Since knowing what to prepare is pretty much a prerequisite for preparing itself, and preparing itself a prerequisite for a negotiable life, let me suggest you use your BRAIN (via the following acronym):

  • BATNA. All good preparation starts with a consideration of alternatives—specifically a negotiator’s next-best alternative if the current negotiation fails (i.e., their Best Alternative to Negotiated Agreement or BATNA). Otherwise, they’ll never know how much power they have or how far to push the envelope.
  • Reservation price. Great negotiators transition directly from their BATNA to their bottom line, walk away point, reservation price. Otherwise, they don’t really have the foggiest idea whether to get to yes or get to no and go with their BATNA.
  • Aspirations. BATNAs and reservation prices are great, but negotiators who spend too much time pondering their alternatives or minimally acceptable agreements (i.e., their reservation prices) tend to get them. To get something better, great negotiators also define their goals, targets, aspirations—actively considering what they really want when their counterpart demurs.
  • Interests. The acronym might as well stop there (and consider the acronym if it did), but the preceding letters alone tend to elicit a very competitive negotiation. Great negotiators know that spending the whole time competing to attain their aspirations, clear their reservation price, or avoid their BATNA results in a competitive scramble over the crumbs of a very small pie. Instead, they know they need to identify and find creative ways of fulfilling both negotiators’ overall objectives (i.e., their interests), and thereby “grow the pie.”
  • Negotiation counterpart. So why not BRAI then? Because that makes very little sense as a word and even less sense as a preparation strategy—the latter because it completely omits the other party. Negotiators who BRAI, and most negotiators do, fail to anticipate their counterpart’s situation and thus find it immensely hard to understand or respect that situation while negotiating. So great negotiators repeat the preceding letters for their counterpart, taking a wild albeit educated guess as to their counterpart’s BATNA, reservation price, aspirations, and interests.

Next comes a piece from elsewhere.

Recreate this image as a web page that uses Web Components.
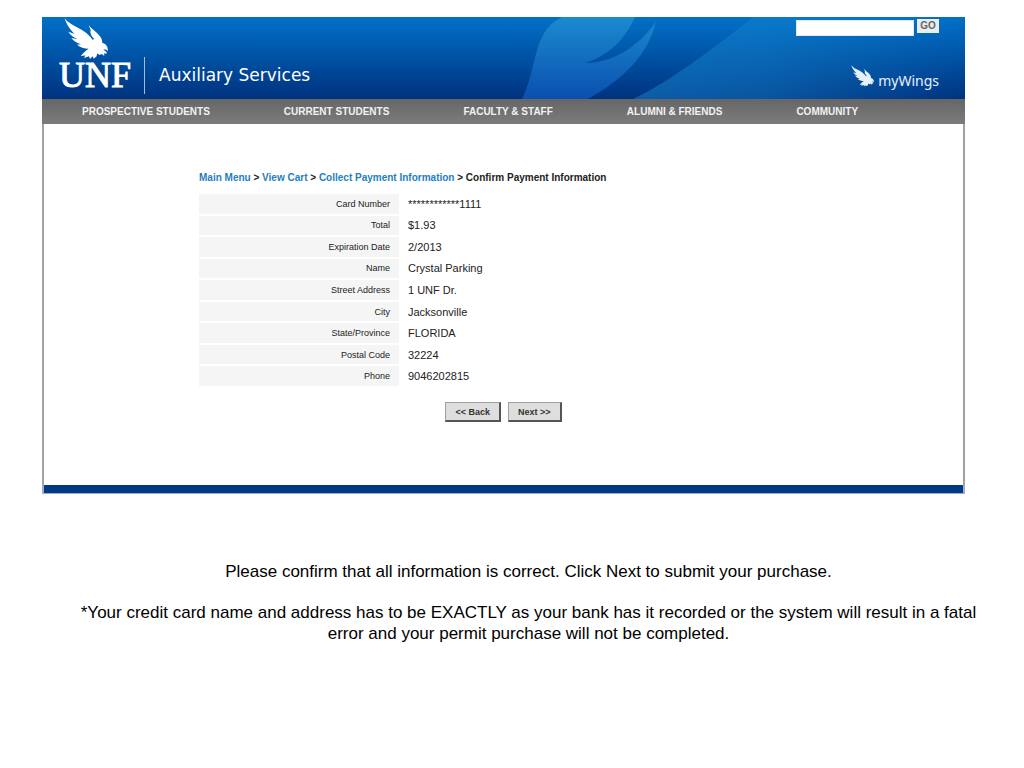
<!DOCTYPE html>
<html lang="en">
<head>
<meta charset="utf-8">
<meta name="viewport" content="width=device-width, initial-scale=1">
<title>Auxiliary Services - Confirm Payment Information</title>
<style>
  body {
    margin: 0;
    padding: 17px 59px 40px 42px;
    background: #fff;
    color: #000;
    font-family: "Liberation Sans", Arial, sans-serif;
  }
</style>
</head>
<body>

<unf-panel>
  <unf-header slot="header" heading="Auxiliary Services"></unf-header>
  <unf-nav slot="nav" items="PROSPECTIVE STUDENTS|CURRENT STUDENTS|FACULTY &amp; STAFF|ALUMNI &amp; FRIENDS|COMMUNITY"></unf-nav>
  <unf-crumbs items="Main Menu|View Cart|Collect Payment Information|Confirm Payment Information"></unf-crumbs>
  <payment-details></payment-details>
  <form-actions></form-actions>
</unf-panel>

<help-note>
  <p>Please confirm that all information is correct. Click Next to submit your purchase.</p>
  <p>*Your credit card name and address has to be EXACTLY as your bank has it recorded or the system will result in a fatal error and your permit purchase will not be completed.</p>
</help-note>

<script>
class OspreyMark extends HTMLElement {
  constructor() {
    super();
    this.attachShadow({ mode: 'open' });
    this.shadowRoot.innerHTML = `
      <style>
        :host { display: block; width: 46px; height: 42px; }
        svg { display: block; width: 100%; height: 100%; fill: currentColor; }
      </style>
      <svg viewBox="0 0 138 126" aria-hidden="true">
        <path d="M2 1 C10 12 24 21 42 29 C60 38 76 50 86 65 L91 63
          C82 55 77 45 80 36 L74 22
          C84 34 96 41 104 50 C112 58 115 66 115 75
          C125 77 132 85 132 99 C127 95 122 94 118 95
          L128 102 L127 108 L120 106 L121 114 L113 108 L106 111 L102 107
          L99 107 L98 115 L89 122 L86 115 L78 123 L75 115 L60 120 L64 112
          L50 115 C57 105 65 98 74 92 C61 92 48 88 39 80
          L51 79 C39 75 28 69 22 60 L41 64
          C29 58 18 50 13 41 L32 48
          C20 37 7 20 2 1 Z"/>
      </svg>
    `;
  }
}

class UnfHeader extends HTMLElement {
  connectedCallback() {
    this.attachShadow({ mode: 'open' });
    this.shadowRoot.innerHTML = `
      <style>
        :host {
          display: flex;
          justify-content: space-between;
          position: relative;
          height: 82px;
          color: #fff;
          background: linear-gradient(#0071c8, #00327f);
        }
        .swoosh {
          position: absolute;
          inset: 0;
          width: 100%;
          height: 100%;
        }
        .brand, .tools { position: relative; display: flex; }
        .brand { align-items: flex-end; padding: 0 0 5px 17px; }
        .logo {
          padding-bottom: 4px;
          color: #fff;
          text-decoration: none;
          font: 36px/30px "Liberation Serif", "Times New Roman", serif;
          -webkit-text-stroke: 1px #fff;
        }
        .logo osprey-mark { margin-left: 5px; }
        .heading {
          margin: 0 0 0 13px;
          padding-left: 14px;
          border-left: 1px solid #9dbde2;
          font: 17px/37px "DejaVu Sans", Verdana, sans-serif;
        }
        .tools {
          flex-direction: column;
          align-items: flex-end;
          justify-content: space-between;
          padding: 1px 26px 8px 0;
        }
        form { display: flex; gap: 3px; }
        input {
          box-sizing: border-box;
          width: 118px;
          height: 16px;
          margin: 2px 0 0;
          padding: 0 2px;
          border: 1px solid #dcebf5;
          background: #fff;
          font: 10px "Liberation Sans", Arial, sans-serif;
        }
        button {
          width: 22px;
          height: 14px;
          margin-top: 1px;
          padding: 0;
          border: 0;
          background: #e9edf0;
          color: #666;
          font: bold 10px/14px "Liberation Sans", Arial, sans-serif;
        }
        .wings {
          display: flex;
          align-items: flex-end;
          gap: 3px;
          color: #e6f1fb;
          text-decoration: none;
          font: 14px/20px "Noto Sans", sans-serif;
        }
        .wings osprey-mark { width: 24px; height: 22px; margin-bottom: 4px; }
      </style>
      <svg class="swoosh" viewBox="0 0 923 82" preserveAspectRatio="xMaxYMid slice" aria-hidden="true">
        <defs>
          <linearGradient id="leaf" x1="0" y1="0" x2="0" y2="1">
            <stop offset="0" stop-color="#1b8bd0"/>
            <stop offset="1" stop-color="#0a4fae"/>
          </linearGradient>
          <linearGradient id="fade" x1="0" y1="0" x2="1" y2="0">
            <stop offset="0" stop-color="#1787d0" stop-opacity=".5"/>
            <stop offset=".4" stop-color="#1787d0" stop-opacity=".4"/>
            <stop offset="1" stop-color="#1787d0" stop-opacity="0"/>
          </linearGradient>
        </defs>
        <path fill="url(#leaf)" d="M480 82 C496 50 490 14 520 0 H593 C583 22 568 38 543 46 C576 46 600 24 614 5 C606 36 585 60 546 82 Z"/>
        <path fill="url(#fade)" d="M591 82 C640 58 676 26 712 0 H923 V82 Z"/>
      </svg>
      <div class="brand">
        <a class="logo" href="#"><osprey-mark></osprey-mark>UNF</a>
        <h1 class="heading">${this.getAttribute('heading')}</h1>
      </div>
      <div class="tools">
        <form>
          <input type="text" aria-label="Search">
          <button type="button">GO</button>
        </form>
        <a class="wings" href="#"><osprey-mark></osprey-mark>myWings</a>
      </div>
    `;
  }
}

class UnfNav extends HTMLElement {
  connectedCallback() {
    const links = this.getAttribute('items').split('|')
      .map(t => `<a href="#">${t.replace('&', '&amp;')}</a>`).join('');
    this.attachShadow({ mode: 'open' });
    this.shadowRoot.innerHTML = `
      <style>
        :host {
          display: block;
          background: linear-gradient(#666, #7c7c7c);
        }
        nav { display: flex; flex-wrap: wrap; column-gap: 74px; padding: 1px 40px 0; }
        a {
          color: #f2f2f2;
          font-size: 10px;
          font-weight: bold;
          line-height: 24px;
          text-decoration: none;
        }
      </style>
      <nav>${links}</nav>
    `;
  }
}

class UnfPanel extends HTMLElement {
  constructor() {
    super();
    this.attachShadow({ mode: 'open' });
    this.shadowRoot.innerHTML = `
      <style>
        :host { display: block; }
        .content {
          padding: 46px 155px 63px;
          border: solid #a2a2a2;
          border-width: 0 2px;
        }
        .bar {
          height: 8px;
          background: #003a80;
          border: solid #a4a9d8;
          border-width: 0 2px 1px 2px;
        }
      </style>
      <slot name="header"></slot>
      <slot name="nav"></slot>
      <div class="content"><slot></slot></div>
      <div class="bar"></div>
    `;
  }
}

class UnfCrumbs extends HTMLElement {
  connectedCallback() {
    const items = this.getAttribute('items').split('|');
    const last = items.pop();
    this.attachShadow({ mode: 'open' });
    this.shadowRoot.innerHTML = `
      <style>
        :host { display: block; color: #222; font-size: 10px; font-weight: bold; line-height: 16px; }
        a { color: #1f80bd; text-decoration: none; }
      </style>
      <nav aria-label="Breadcrumb">${items.map(t => `<a href="#">${t}</a> &gt; `).join('')}${last}</nav>
    `;
  }
}

class PaymentDetails extends HTMLElement {
  connectedCallback() {
    const rows = [
      ['Card Number', '************1111'],
      ['Total', '$1.93'],
      ['Expiration Date', '2/2013'],
      ['Name', 'Crystal Parking'],
      ['Street Address', '1 UNF Dr.'],
      ['City', 'Jacksonville'],
      ['State/Province', 'FLORIDA'],
      ['Postal Code', '32224'],
      ['Phone', '9046202815']
    ];
    this.attachShadow({ mode: 'open' });
    this.shadowRoot.innerHTML = `
      <style>
        :host { display: block; margin-top: 6px; }
        table { width: 100%; height: 196px; border-spacing: 0 2px; }
        th, td { padding: 0; line-height: 16px; }
        th {
          width: 191px;
          padding-right: 9px;
          background: #f5f5f5;
          color: #222;
          font-size: 9px;
          font-weight: normal;
          text-align: right;
        }
        td { padding-left: 9px; color: #222; font-size: 11px; }
      </style>
      <table>
        ${rows.map(r => `<tr><th scope="row">${r[0]}</th><td>${r[1]}</td></tr>`).join('')}
      </table>
    `;
  }
}

class FormActions extends HTMLElement {
  constructor() {
    super();
    this.attachShadow({ mode: 'open' });
    this.shadowRoot.innerHTML = `
      <style>
        :host { display: flex; justify-content: center; gap: 7px; margin-top: 14px; }
        button {
          height: 20px;
          padding: 0 9px;
          border: 2px solid;
          border-color: #a0a0a0 #555 #555 #a0a0a0;
          border-width: 1px 2px 2px 1px;
          background: #dedede;
          color: #333;
          font: bold 9px/16px "Liberation Sans", Arial, sans-serif;
        }
      </style>
      <button type="button">&lt;&lt; Back</button>
      <button type="button">Next &gt;&gt;</button>
    `;
  }
}

class HelpNote extends HTMLElement {
  constructor() {
    super();
    this.attachShadow({ mode: 'open' });
    this.shadowRoot.innerHTML = `
      <style>
        :host {
          display: block;
          margin: 67px -22px 0 28px;
          font-size: 17px;
          line-height: 21px;
          text-align: center;
        }
        ::slotted(p) { margin: 0 0 20px; }
      </style>
      <slot></slot>
    `;
  }
}

customElements.define('osprey-mark', OspreyMark);
customElements.define('unf-header', UnfHeader);
customElements.define('unf-nav', UnfNav);
customElements.define('unf-panel', UnfPanel);
customElements.define('unf-crumbs', UnfCrumbs);
customElements.define('payment-details', PaymentDetails);
customElements.define('form-actions', FormActions);
customElements.define('help-note', HelpNote);
</script>
</body>
</html>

So the next time you sit down to prepare for a negotiation, don’t just use your mind—use your BRAIN! Doing so can’t spell the difference between a smart negotiation outcome and an outcome that everyone deems dumb.

Playing a guessing game alone: A strange but powerful negotiation strategy

In most negotiation courses, professors repeatedly ask students to complete a seemingly silly exercise: playing a guessing game alone. That is, professors require their students to read a negotiation case, then take a wild guess as to their future counterpart’s situation—in particular, the counterpart’s interests, priorities, alternatives, and bottom line.

“What’s the point?” the bolder students ask. “How would do we go about that?” the more circumspect students say. By the second or third class, though, most students fully get the point. Taking even the wildest of guesses about their counterpart’s situation, they see, is a form of perspective-taking that can make even the toughest situations negotiable.

Consider the following five reasons to play a pre-negotiation guessing game, alone:

  1. You’ll understand them better once they start talking. You wouldn’t play a real guessing game alone because you’d never know whether your guess was right. But you’ll definitely have a chance to validate your guesses about your negotiation partner, and research suggests that people who have gone through the exercise can process their counterpart’s statements more easily and rapidly once the negotiation starts—even if their initial guesses were wrong. Simply simulating another person’s thinking, it seems, prepares us to comprehend that thinking once we actually hear it.
  2. You’ll anticipate potential tradeoffs. Another reason you’d never play a real guessing game alone: you’d have no idea what you were guessing about. But you definitely know what you’re guessing about before a negotiation—all of the topics above, which often attune you to creative, win-win tradeoff opportunities. And it never fails to amaze my students (or me) how many such opportunities pop to mind even before the negotiators ever meet. Planning to ask an overworked boss for a raise? Could you offer to take over a critical task that you actually find fun in exchange for said raise? Such ideas often arise long before the negotiation begins.
  3. You’ll anticipate potential pain points. Steering clear of needless controversies and exposed nerves is often a prerequisite to a deal. Otherwise, all the creative tradeoffs in the world won’t get you to yes. Playing a guessing game often surfaces plenty of pain points. Does your overworked boss seem overly insecure about his or her own performance? Better frame your offer to take over some work as an effort to learn from the boss’s expertise.
  4. You’ll generate trust. People who play pre-negotiation guessing games tend to mention the products of those games during the negotiation itself. “I was wondering whether you’re interested in / concerned about / hoping for X?” Such statements not only open the spigot of information-sharing; they also convey your own earnest interest in the counterpart’s welfare, thereby signaling your trustworthiness.
  5. You’ll develop a healthy sense of humility. Without playing a pre-negotiation guessing game, we often think of our counterparts as automatons who reflexively seek to deny our every hope and dream. Pre-negotiation guessing games help to remind us that they’re humans too, complete with needs, wishes, and aspirations of their own. Humanization can go a long way toward a good deal (and being a good person).

Silly as a guessing game alone may seem, then, it’s well-worth my students’ time before their simulated negotiations—and yours before your real negotiations. Guess right or guess wrong, I’ll guess that you start negotiating better.